Your task
Quote every line below exactly and skip any picture.

-- Start Recorded information --

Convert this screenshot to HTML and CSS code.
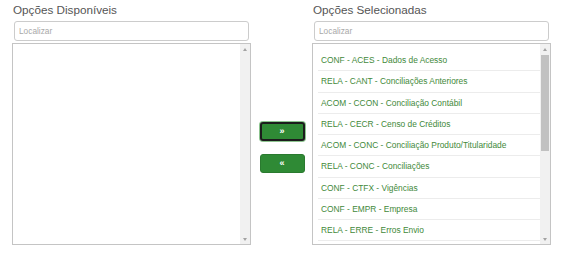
FILE: index.html
```html
<!DOCTYPE html>
<html>
  <head>
    <title>Opções</title>
    <link rel="stylesheet" href="styles.css">
  </head>
  <body>
    <div class="picker">
      <div class="column">
        <h3 class="column-title">Opções Disponíveis</h3>
        <input class="search" type="text" placeholder="Localizar">
        <div class="listbox">
          <ul class="options"></ul>
          <div class="scrollbar">
            <span class="arrow arrow-up"></span>
            <span class="track"></span>
            <span class="arrow arrow-down"></span>
          </div>
        </div>
      </div>
      <div class="moves">
        <button class="move focused">&raquo;</button>
        <button class="move">&laquo;</button>
      </div>
      <div class="column">
        <h3 class="column-title">Opções Selecionadas</h3>
        <input class="search" type="text" placeholder="Localizar">
        <div class="listbox">
          <ul class="options">
            <li>CONF - ACES - Dados de Acesso</li>
            <li>RELA - CANT - Conciliações Anteriores</li>
            <li>ACOM - CCON - Conciliação Contábil</li>
            <li>RELA - CECR - Censo de Créditos</li>
            <li>ACOM - CONC - Conciliação Produto/Titularidade</li>
            <li>RELA - CONC - Conciliações</li>
            <li>CONF - CTFX - Vigências</li>
            <li>CONF - EMPR - Empresa</li>
            <li>RELA - ERRE - Erros Envio</li>
          </ul>
          <div class="scrollbar">
            <span class="arrow arrow-up"></span>
            <span class="track"><span class="thumb"></span></span>
            <span class="arrow arrow-down"></span>
          </div>
        </div>
      </div>
    </div>
  </body>
</html>
```

FILE: styles.css
```css
body{
  margin: 0;
  background-color: white;
  font-family: "Liberation Sans", Arial, sans-serif;
}

.picker{
  display: flex;
  padding: 0 12px;
}

.column{
  width: 239px;
  display: flex;
  flex-direction: column;
}

.column-title{
  margin: 2px 0 3px 1px;
  font-size: 11.7px;
  line-height: 16px;
  font-weight: normal;
  color: #555;
}

.search{
  margin: 0 2px;
  height: 20px;
  box-sizing: border-box;
  padding: 0 4px;
  border: 1px solid #ccc;
  border-radius: 3px;
  font-family: inherit;
  font-size: 8.3px;
  color: #555;
}

.search::placeholder{
  color: #a8a8a8;
}

.listbox{
  margin-top: 2px;
  height: 202px;
  box-sizing: border-box;
  border: 1px solid #c4c4c4;
  display: flex;
  overflow: hidden;
}

.options{
  flex: 1;
  margin: 0;
  padding: 6px 0 0 5px;
  list-style: none;
  overflow: hidden;
}

.options li{
  height: 20.25px;
  line-height: 20.25px;
  padding-left: 3px;
  border-bottom: 1px solid #ececec;
  font-size: 8.4px;
  color: #42893a;
  white-space: nowrap;
}

.scrollbar{
  width: 10px;
  display: flex;
  flex-direction: column;
  background-color: #f1f1f1;
}

.arrow{
  height: 10px;
  display: flex;
  justify-content: center;
  align-items: center;
}

.arrow:before{
  content: "";
  border-left: 2.5px solid transparent;
  border-right: 2.5px solid transparent;
}

.arrow-up:before{
  border-bottom: 3px solid #a3a3a3;
}

.arrow-down:before{
  border-top: 3px solid #a3a3a3;
}

.track{
  flex: 1;
  display: flex;
  flex-direction: column;
}

.thumb{
  height: 96px;
  margin: 1px 1px 0 1px;
  background-color: #c1c1c1;
}

.moves{
  width: 61px;
  display: flex;
  flex-direction: column;
  align-items: center;
  row-gap: 13px;
  padding-top: 122px;
  padding-left: 1px;
  box-sizing: border-box;
}

.move{
  width: 45px;
  height: 19px;
  padding: 0;
  border: 1px solid #2a7a2f;
  border-radius: 3px;
  background-color: #2f8a35;
  color: white;
  font-family: inherit;
  font-size: 9px;
  font-weight: bold;
  line-height: 15px;
}

.move.focused{
  border: 2px solid #1c1c1c;
  box-shadow: 0 0 0 1px #8dc48f;
}
```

-- End Recorded information --

Finished answer
Convert this screenshot to HTML and CSS code.
FILE: index.html
```html
<!DOCTYPE html>
<html>
  <head>
    <title>Opções</title>
    <link rel="stylesheet" href="styles.css">
  </head>
  <body>
    <div class="picker">
      <div class="column">
        <h3 class="column-title">Opções Disponíveis</h3>
        <input class="search" type="text" placeholder="Localizar">
        <div class="listbox">
          <ul class="options"></ul>
          <div class="scrollbar">
            <span class="arrow arrow-up"></span>
            <span class="track"></span>
            <span class="arrow arrow-down"></span>
          </div>
        </div>
      </div>
      <div class="moves">
        <button class="move focused">&raquo;</button>
        <button class="move">&laquo;</button>
      </div>
      <div class="column">
        <h3 class="column-title">Opções Selecionadas</h3>
        <input class="search" type="text" placeholder="Localizar">
        <div class="listbox">
          <ul class="options">
            <li>CONF - ACES - Dados de Acesso</li>
            <li>RELA - CANT - Conciliações Anteriores</li>
            <li>ACOM - CCON - Conciliação Contábil</li>
            <li>RELA - CECR - Censo de Créditos</li>
            <li>ACOM - CONC - Conciliação Produto/Titularidade</li>
            <li>RELA - CONC - Conciliações</li>
            <li>CONF - CTFX - Vigências</li>
            <li>CONF - EMPR - Empresa</li>
            <li>RELA - ERRE - Erros Envio</li>
          </ul>
          <div class="scrollbar">
            <span class="arrow arrow-up"></span>
            <span class="track"><span class="thumb"></span></span>
            <span class="arrow arrow-down"></span>
          </div>
        </div>
      </div>
    </div>
  </body>
</html>
```

FILE: styles.css
```css
body{
  margin: 0;
  background-color: white;
  font-family: "Liberation Sans", Arial, sans-serif;
}

.picker{
  display: flex;
  padding: 0 12px;
}

.column{
  width: 239px;
  display: flex;
  flex-direction: column;
}

.column-title{
  margin: 2px 0 3px 1px;
  font-size: 11.7px;
  line-height: 16px;
  font-weight: normal;
  color: #555;
}

.search{
  margin: 0 2px;
  height: 20px;
  box-sizing: border-box;
  padding: 0 4px;
  border: 1px solid #ccc;
  border-radius: 3px;
  font-family: inherit;
  font-size: 8.3px;
  color: #555;
}

.search::placeholder{
  color: #a8a8a8;
}

.listbox{
  margin-top: 2px;
  height: 202px;
  box-sizing: border-box;
  border: 1px solid #c4c4c4;
  display: flex;
  overflow: hidden;
}

.options{
  flex: 1;
  margin: 0;
  padding: 6px 0 0 5px;
  list-style: none;
  overflow: hidden;
}

.options li{
  height: 20.25px;
  line-height: 20.25px;
  padding-left: 3px;
  border-bottom: 1px solid #ececec;
  font-size: 8.4px;
  color: #42893a;
  white-space: nowrap;
}

.scrollbar{
  width: 10px;
  display: flex;
  flex-direction: column;
  background-color: #f1f1f1;
}

.arrow{
  height: 10px;
  display: flex;
  justify-content: center;
  align-items: center;
}

.arrow:before{
  content: "";
  border-left: 2.5px solid transparent;
  border-right: 2.5px solid transparent;
}

.arrow-up:before{
  border-bottom: 3px solid #a3a3a3;
}

.arrow-down:before{
  border-top: 3px solid #a3a3a3;
}

.track{
  flex: 1;
  display: flex;
  flex-direction: column;
}

.thumb{
  height: 96px;
  margin: 1px 1px 0 1px;
  background-color: #c1c1c1;
}

.moves{
  width: 61px;
  display: flex;
  flex-direction: column;
  align-items: center;
  row-gap: 13px;
  padding-top: 122px;
  padding-left: 1px;
  box-sizing: border-box;
}

.move{
  width: 45px;
  height: 19px;
  padding: 0;
  border: 1px solid #2a7a2f;
  border-radius: 3px;
  background-color: #2f8a35;
  color: white;
  font-family: inherit;
  font-size: 9px;
  font-weight: bold;
  line-height: 15px;
}

.move.focused{
  border: 2px solid #1c1c1c;
  box-shadow: 0 0 0 1px #8dc48f;
}
```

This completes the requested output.